LOL!!! I burst out laughing!
actually, i do have my own version as well. thought about this after The Horrible Breakup with the ex, a couple of years back. i'd do this.
fists hitting on his chest while angrily exclaiming, "YOU! Why did you have to let me go through all these shit before meeting you! Why did you have to let me meet all the bastards before YOU!" and then proceeds to kiss him like he is The Best Damn Thing in The Whole Wide World
let's wait and see who will have this 'honour' getting hit by my fists. ha-ha.
***
Nothing you can know that isn't known. Nothing you can see that isn't shown. Nowhere you can be that isn't where you're meant to be. It's easy.
All you need is love. All you need is love. All you need is love, love. Love is all you need
mom sent me an email informing me that a travel agency will contact me shortly regarding my accommodation problem in krabi.
esther from the agency called and she said will check out the hotels for me. any preferance? she asked. preferably around Aonang area, i replied. she said she'll check to see what she can do. but before that, she has one hotel that has confirmed rooms for us.
my heart did a full 360-degree roller-coaster turn.
Sofitel Hotel, she said. my heart sank a bit because i do know Sofitel ain't cheap but i checked out their rates on the website anyway.
in Ringgit ya, not Baht
now, esther. i do not print money ya. neither does mr tay. so this has to pass.
***
uh-oh, just got off the phone with esther. she panically reported back to me that ALL the hotels in Aonang are FULLY booked. and all the other hotels in the other areas would require a minimum stay of SE7EN nights
and now i panically want to die. i suddenly realize it's SOS time. it's an EMERGENCY! what if the budget inns are fully booked as well??? i mean, there has to be some small backpackers' inn that we can check into? right?? right???! omgggg, i'm calling baby now!
and i can almost imagine him say, "Why don't we set up tents and camp by the beach?" all because i suggested this the last time we were strolling by the beach at bali. something about being adventurous(???) and thrifty(??!)

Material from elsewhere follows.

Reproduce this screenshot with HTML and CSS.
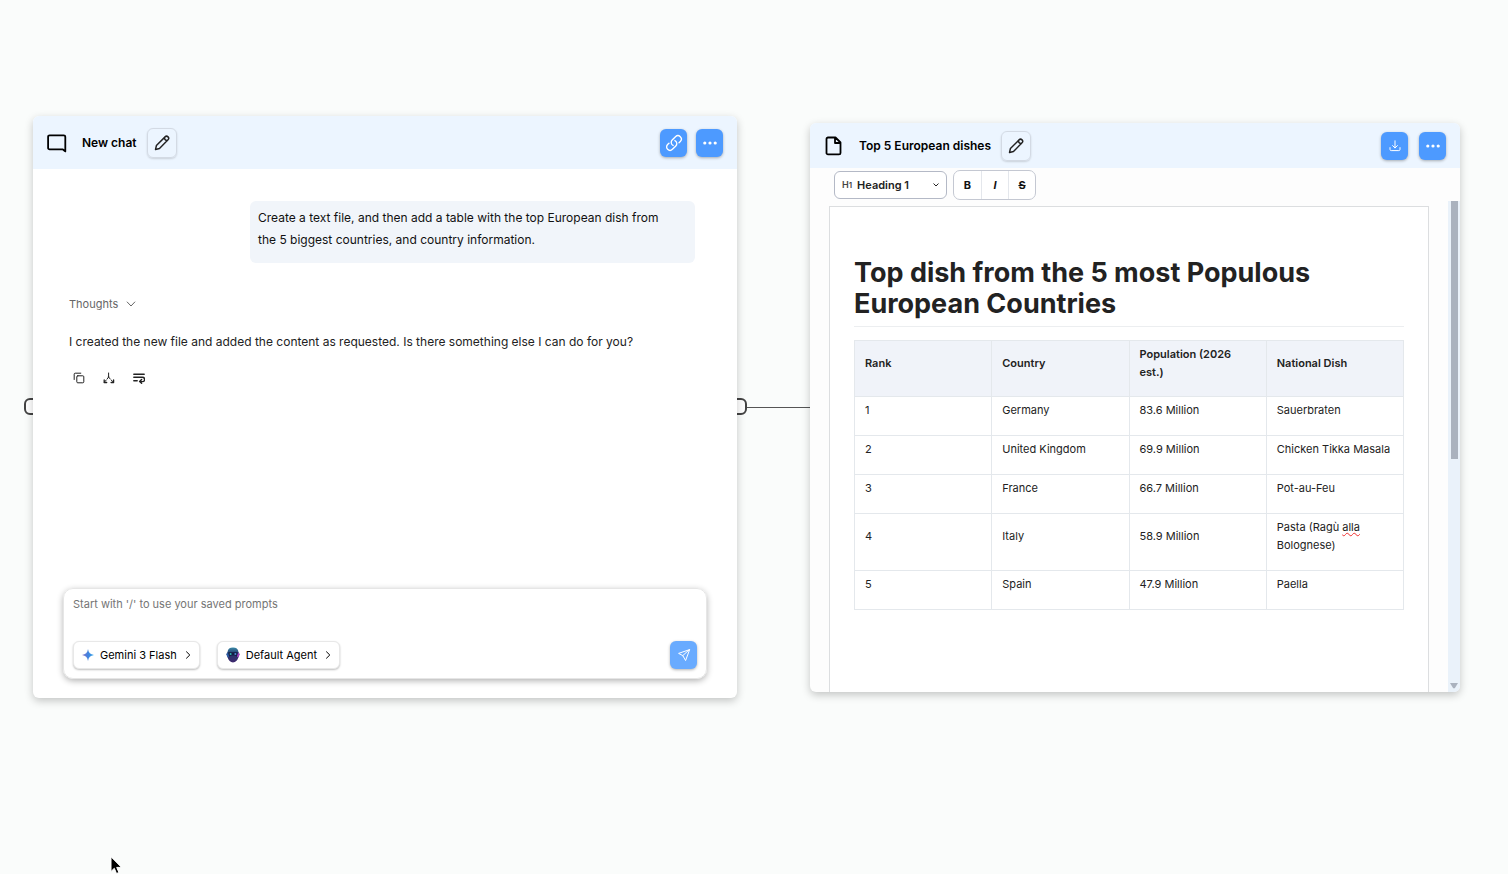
FILE: index.html
```html
<!DOCTYPE html>
<html lang="en">
<head>
  <meta charset="UTF-8">
  <meta name="viewport" content="width=device-width, initial-scale=1.0">
  <title>Canvas</title>
  <link rel="stylesheet" href="styles.css">
</head>
<body>
  <main class="canvas">

    <!-- connection between the chat and the file -->
    <span class="edge"></span>
    <span class="handle handle-left"></span>
    <span class="handle handle-right"></span>

    <!-- Chat node -->
    <section class="node chat-node">
      <header class="node-header">
        <svg class="node-icon" viewBox="0 0 20 20" width="20" height="20"><path d="M2.600 2.300h14.200a1.500 1.500 0 0 1 1.500 1.500V18.400c-1-.2-1.500-1.600-2.600-2H2.600a1.500 1.500 0 0 1-1.500-1.500V3.800a1.500 1.500 0 0 1 1.500-1.500z"/></svg>
        <h2>New chat</h2>
        <button class="edit-btn" type="button" aria-label="Rename chat">
          <svg viewBox="0 0 20 20" width="20" height="20"><path d="M2.800 17.200l1-4.400 9.600-9.600a2.300 2.300 0 0 1 3.300 3.300L7.200 16.100zM12.600 4.200c.2 1.800 1.300 3 3.200 3.200"/></svg>
        </button>
        <div class="node-actions">
          <button class="blue-btn" type="button" aria-label="Copy link">
            <svg viewBox="0 0 24 24" width="18" height="18" stroke-width="1.800"><path d="M13.200 8.700a4.500 4.500 0 0 1 1.200 7.200l-4.500 4.500a4.500 4.500 0 0 1-6.400-6.400l1.800-1.700M18.700 11.700l1.700-1.700A4.500 4.500 0 0 0 14 3.600L9.600 8.100a4.500 4.500 0 0 0 1.200 7.200"/></svg>
          </button>
          <button class="blue-btn dots" type="button" aria-label="More">
            <svg viewBox="0 0 16 16" width="16" height="16"><circle cx="2.800" cy="8" r="1.600"/><circle cx="8" cy="8" r="1.600"/><circle cx="13.200" cy="8" r="1.600"/></svg>
          </button>
        </div>
      </header>

      <div class="messages">
        <p class="user-message">Create a text file, and then add a table with the top European dish from the 5 biggest countries, and country information.</p>

        <button class="thoughts" type="button">
          Thoughts
          <svg viewBox="0 0 10 10" width="10" height="10"><path d="M1.200 3L5 7l3.800-4"/></svg>
        </button>
        <p class="answer">I created the new file and added the content as requested. Is there something else I can do for you?</p>

        <div class="message-actions">
          <button type="button" aria-label="Copy">
            <svg viewBox="0 0 12 12" width="12" height="12"><rect x="3.800" y="3.800" width="7" height="7" rx="1"/><path d="M1.200 7.500V2.200a1 1 0 0 1 1-1h5.600"/></svg>
          </button>
          <button type="button" aria-label="Branch">
            <svg viewBox="0 0 12 12" width="12" height="12"><path d="M5.600 1v4M5.600 5L4.100 7M5.600 5l1.600 2M3.200 8.100L1.500 10M8.200 8.100L10.300 10"/><path d="M1.200 8v2.500h2.500M10.600 8v2.500H8.100" stroke-width="1.300"/></svg>
          </button>
          <button type="button" aria-label="Wrap text">
            <svg viewBox="0 0 12 12" width="12" height="12"><path d="M.8 2.200h10.400M.8 5.200h8.600a2.100 2.100 0 0 1 0 4.400H7M.8 8.800h3.400M8.600 7.400L6.600 9.500l2 1.800" stroke-width="1.400"/></svg>
          </button>
        </div>
      </div>

      <form class="composer">
        <textarea rows="1" aria-label="Message" placeholder="Start with '/' to use your saved prompts"></textarea>
        <div class="composer-row">
          <button class="pill" type="button">
            <svg class="gemini" viewBox="0 0 12 12" width="12" height="12">
              <defs><linearGradient id="gem" x1="0" y1="0" x2="1" y2="0"><stop offset="0" stop-color="#8a6fc4"/><stop offset=".5" stop-color="#3f83e0"/><stop offset="1" stop-color="#35a7e8"/></linearGradient></defs>
              <path fill="url(#gem)" d="M6 0c.5 3.600 2.400 5.500 6 6-3.600.5-5.500 2.400-6 6-.5-3.600-2.400-5.500-6-6 3.600-.5 5.500-2.400 6-6z"/>
            </svg>
            Gemini 3 Flash
            <svg class="chevron" viewBox="0 0 8 8" width="8" height="8"><path d="M2.500.8L5.800 4 2.500 7.200"/></svg>
          </button>
          <button class="pill" type="button">
            <svg class="agent" viewBox="0 0 14 16" width="14" height="16">
              <defs><linearGradient id="face" x1="0" y1="0" x2="0" y2="1"><stop offset="0" stop-color="#3a8ba8"/><stop offset=".4" stop-color="#24386c"/><stop offset="1" stop-color="#40286e"/></linearGradient></defs>
              <path fill="url(#face)" d="M7 .5c3.200 0 5.300 1.500 5.400 4.300l1.200 2.400-1.300 3.600c-.8 2.500-2.700 4.700-5.300 4.700s-4.500-2.200-5.300-4.700L.4 7.200l1.200-2.400C1.700 2 3.800.5 7 .5z"/>
              <path fill="#141d45" d="M2.300 5.200h9.400l-.7 4.200-2.600-.8H5.600L3 9.400z"/>
              <circle cx="4.600" cy="7" r="1" fill="#2fb9b0"/><circle cx="9.400" cy="7" r="1" fill="#4f8fd6"/>
              <path fill="#a83fc0" d="M12.300 5.600l1.300 1.600-1.200 3-1.500-.8z"/><path fill="#2b5fa8" d="M1.700 5.600L.4 7.200l1.200 3 1.500-.8z"/>
            </svg>
            Default Agent
            <svg class="chevron" viewBox="0 0 8 8" width="8" height="8"><path d="M2.500.8L5.800 4 2.500 7.200"/></svg>
          </button>
          <button class="blue-btn send" type="submit" aria-label="Send">
            <svg viewBox="0 0 14 14" width="14" height="14"><path d="M12.300 1.700L1.600 5.400l4.200 2.200L8.400 12.200zM12.300 1.700L5.800 7.600"/></svg>
          </button>
        </div>
      </form>
    </section>

    <!-- File node -->
    <section class="node file-node">
      <header class="node-header">
        <svg class="node-icon" viewBox="0 0 20 20" width="20" height="20"><path d="M4 1.500h7.500L16.500 6.500v10.400a1.500 1.500 0 0 1-1.500 1.500H4a1.500 1.500 0 0 1-1.500-1.500V3A1.500 1.500 0 0 1 4 1.500zM11 1.800V7h5.200"/></svg>
        <h2>Top 5 European dishes</h2>
        <button class="edit-btn" type="button" aria-label="Rename file">
          <svg viewBox="0 0 20 20" width="20" height="20"><path d="M2.800 17.200l1-4.400 9.600-9.600a2.300 2.300 0 0 1 3.300 3.300L7.200 16.100zM12.600 4.200c.2 1.800 1.300 3 3.200 3.200"/></svg>
        </button>
        <div class="node-actions">
          <button class="blue-btn" type="button" aria-label="Download">
            <svg viewBox="0 0 14 14" width="14" height="14"><path d="M7 1.800v7M4.600 6.600L7 9l2.400-2.400M2 8.600v1.800a1.200 1.200 0 0 0 1.200 1.200h7.600a1.200 1.200 0 0 0 1.200-1.200V8.600"/></svg>
          </button>
          <button class="blue-btn dots" type="button" aria-label="More">
            <svg viewBox="0 0 16 16" width="16" height="16"><circle cx="2.800" cy="8" r="1.600"/><circle cx="8" cy="8" r="1.600"/><circle cx="13.200" cy="8" r="1.600"/></svg>
          </button>
        </div>
      </header>

      <div class="toolbar">
        <label class="block-type">
          <span class="block-icon">H<small>1</small></span>
          <select aria-label="Block type">
            <option>Heading 1</option>
            <option>Heading 2</option>
            <option>Paragraph</option>
          </select>
          <svg viewBox="0 0 6 6" width="6" height="6"><path d="M.8 1.800L3 4l2.200-2.200"/></svg>
        </label>
        <div class="format-group">
          <button type="button" aria-label="Bold"><b>B</b></button>
          <button type="button" aria-label="Italic"><i>I</i></button>
          <button type="button" aria-label="Strikethrough"><s>S</s></button>
        </div>
      </div>

      <div class="editor">
        <article class="page">
          <h1>Top dish from the 5 most Populous European Countries</h1>
          <table>
            <thead>
              <tr><th>Rank</th><th>Country</th><th>Population (2026 est.)</th><th>National Dish</th></tr>
            </thead>
            <tbody>
              <tr><td>1</td><td>Germany</td><td>83.6 Million</td><td>Sauerbraten</td></tr>
              <tr><td>2</td><td>United Kingdom</td><td>69.9 Million</td><td>Chicken Tikka Masala</td></tr>
              <tr><td>3</td><td>France</td><td>66.7 Million</td><td>Pot-au-Feu</td></tr>
              <tr><td>4</td><td>Italy</td><td>58.9 Million</td><td>Pasta (Ragù <span class="misspelled">alla</span> Bolognese)</td></tr>
              <tr><td>5</td><td>Spain</td><td>47.9 Million</td><td>Paella</td></tr>
            </tbody>
          </table>
        </article>
        <div class="scrollbar">
          <span class="thumb"></span>
          <svg viewBox="0 0 8 6" width="8" height="6"><path d="M0 0h8L4.800 5.200H3.200z"/></svg>
        </div>
      </div>
    </section>

    <svg class="pointer" viewBox="0 0 12 19" width="12" height="19"><path d="M1 1v14.500l3.300-3.200 2.200 5.200 2.400-1-2.200-5.100h4.600z"/></svg>
  </main>
</body>
</html>
```

FILE: styles.css
```css
* {
  box-sizing: border-box;
}

body {
  margin: 0;
  background-color: #fafcfb;
  color: #222;
  font-family: Inter, "Liberation Sans", sans-serif;
  font-size: 12px;
}

h1,
h2,
p {
  margin: 0;
}

button,
select,
textarea {
  font: inherit;
  color: inherit;
  margin: 0;
  padding: 0;
  border: none;
  background: none;
}

button {
  display: flex;
  align-items: center;
  justify-content: center;
  cursor: pointer;
}

svg {
  display: block;
  flex: none;
  fill: none;
  stroke: currentColor;
  stroke-linecap: round;
  stroke-linejoin: round;
}

.canvas {
  position: relative;
  min-height: 100vh;
  overflow: hidden;
}

/* Nodes */
.node {
  position: absolute;
  display: flex;
  flex-direction: column;
  overflow: hidden;
  border-radius: 6px;
  box-shadow: 0 3px 8px rgba(0, 0, 0, 0.22);
}

.chat-node {
  left: 33px;
  top: 116px;
  width: 704px;
  height: 582px;
  background-color: #fff;
}

.file-node {
  left: 810px;
  top: 123px;
  width: 650px;
  height: 569px;
  background-color: #fdfdfd;
}

.edge {
  position: absolute;
  left: 746px;
  top: 407px;
  width: 64px;
  height: 1px;
  background-color: #555;
}

.handle {
  position: absolute;
  top: 398px;
  width: 18px;
  height: 17px;
  border: 2px solid #444;
  border-radius: 6px;
  background-color: #fff;
}

.handle-left {
  left: 24px;
}

.handle-right {
  left: 729px;
}

.node-header {
  display: flex;
  flex: none;
  align-items: center;
  height: 53px;
  padding: 0 14px;
  background-color: #ecf5ff;
  color: #000;
}

.file-node .node-header {
  height: 45px;
}

.node-icon {
  stroke-width: 1.8;
}

.node-header h2 {
  margin: 0 10px 0 15px;
  font-size: 12px;
  font-weight: 600;
}

.edit-btn {
  width: 30px;
  height: 30px;
  border: 1px solid #d3dae4;
  border-radius: 6px;
  box-shadow: 0 1px 2px rgba(0, 0, 0, 0.15);
}

.edit-btn svg {
  width: 18px;
  height: 18px;
  stroke: #222;
  stroke-width: 1.6;
}

.node-actions {
  display: flex;
  gap: 9px;
  margin-left: auto;
}

.file-node .node-actions {
  gap: 11px;
}

.blue-btn {
  width: 27px;
  height: 28px;
  border-radius: 6px;
  background-color: #4d9aff;
  color: #fff;
  box-shadow: 0 1px 3px rgba(0, 0, 0, 0.3);
}

.dots svg {
  fill: #fff;
  stroke: none;
}

/* Chat */
.messages {
  display: flex;
  flex: 1;
  flex-direction: column;
  align-items: flex-start;
  padding: 32px 42px 0 36px;
}

.user-message {
  align-self: flex-end;
  width: 445px;
  padding: 6px 24px 12px 8px;
  border-radius: 6px;
  background-color: #f1f5fa;
  color: #111;
  line-height: 22px;
}

.thoughts {
  gap: 8px;
  margin-top: 32px;
  color: #666;
  font-size: 11px;
  line-height: 18px;
}

.answer {
  margin-top: 19px;
  line-height: 20px;
}

.message-actions {
  display: flex;
  gap: 18px;
  margin: 20px 0 0 4px;
}

.composer {
  display: flex;
  flex: none;
  flex-direction: column;
  height: 91px;
  margin: 0 30px 19px;
  padding: 6px 9px 9px;
  border: 1px solid #e6e6e6;
  border-radius: 10px;
  box-shadow: 0 2px 6px rgba(0, 0, 0, 0.3);
}

.composer textarea {
  flex: 1;
  resize: none;
  outline: none;
  font-size: 11px;
  line-height: 18px;
}

.composer textarea::placeholder {
  color: #757575;
}

.composer-row {
  display: flex;
  gap: 17px;
}

.pill {
  gap: 6px;
  height: 28px;
  padding: 0 7px 0 8px;
  border: 1px solid #e8e8e8;
  border-radius: 6px;
  background-color: #fff;
  color: #000;
  font-size: 11px;
  box-shadow: 0 1px 2px rgba(0, 0, 0, 0.25);
}

.pill .gemini,
.pill .agent {
  stroke: none;
}

.pill .chevron {
  margin-left: 1px;
}

.send {
  margin-left: auto;
  background-color: #69abff;
}

/* Editor */
.toolbar {
  display: flex;
  flex: none;
  align-items: center;
  gap: 6px;
  height: 33px;
  padding: 0 24px;
}

.block-type {
  display: flex;
  align-items: center;
  gap: 5px;
  width: 113px;
  height: 28px;
  padding: 0 7px;
  border: 1px solid #b4b9c6;
  border-radius: 6px;
  background-color: #fff;
  color: #222;
}

.block-icon {
  color: #444;
  font-size: 9px;
  font-weight: 600;
}

.block-icon small {
  font-size: 8px;
}

.block-type select {
  flex: 1;
  appearance: none;
  outline: none;
  font-size: 11px;
  font-weight: 600;
}

.format-group {
  display: flex;
  height: 30px;
  border: 1px solid #c4c8d2;
  border-radius: 7px;
  background-color: #fff;
}

.format-group button {
  width: 27px;
  font-size: 11px;
  color: #111;
}

.format-group button + button {
  border-left: 1px solid #e4e7ec;
}

.format-group i,
.format-group s {
  font-weight: 700;
}

.editor {
  display: flex;
  flex: 1;
  min-height: 0;
}

.page {
  flex: 1;
  margin: 5px 19px 0;
  padding: 50px 24px 0;
  border: 1px solid #dcdee0;
  border-bottom: none;
  background-color: #fff;
}

.page h1 {
  padding-bottom: 7px;
  border-bottom: 1px solid #eceef0;
  font-size: 27px;
  font-weight: 700;
  line-height: 31px;
}

.page table {
  width: 100%;
  margin-top: 13px;
  border-collapse: collapse;
  table-layout: fixed;
  font-size: 11px;
  line-height: 18px;
}

.page th,
.page td {
  padding: 4px 10px 16px;
  border: 1px solid #e4e8ec;
  text-align: left;
}

.page th {
  padding-bottom: 15px;
  background-color: #f0f3f9;
  font-weight: 600;
}

.misspelled {
  text-decoration: underline wavy #f03030 1px;
}

.scrollbar {
  display: flex;
  flex-direction: column;
  align-items: center;
  justify-content: space-between;
  width: 12px;
  padding-bottom: 3px;
  background-color: #eaf2fa;
}

.thumb {
  width: 7px;
  height: 258px;
  background-color: #aab2be;
}

.scrollbar svg {
  fill: #aab2be;
  stroke: none;
}

.pointer {
  position: absolute;
  left: 110px;
  top: 856px;
  fill: #000;
  stroke: #fff;
}
```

i have a strong feeling that we need to be buying tents soon.
see the difference between 31 Dec and 1 Jan? i want to die.
conversation last nite:
girl no more rooms. all fully booked. nah, come i show you. boy ohhh. cancel lor... want? we use our Secret Weapon? girl cannot!!! my Start-2008-Feeling-HappyHappy will commence as planned! boy hehehe ok ok. girl besides, if wanna use the Secret Weapon, it's YOUR TURN to be the subject. i ain't walking into the doctor pretending to be sick :P
right. it's no secret anymore. to change the dates for airasia, you need to pay RM300. that's daylight robbery considering it's almost the price of my tickets per person. so, with Secret Weapon, you need not pay as much although there's a little, very minimal penalty charges.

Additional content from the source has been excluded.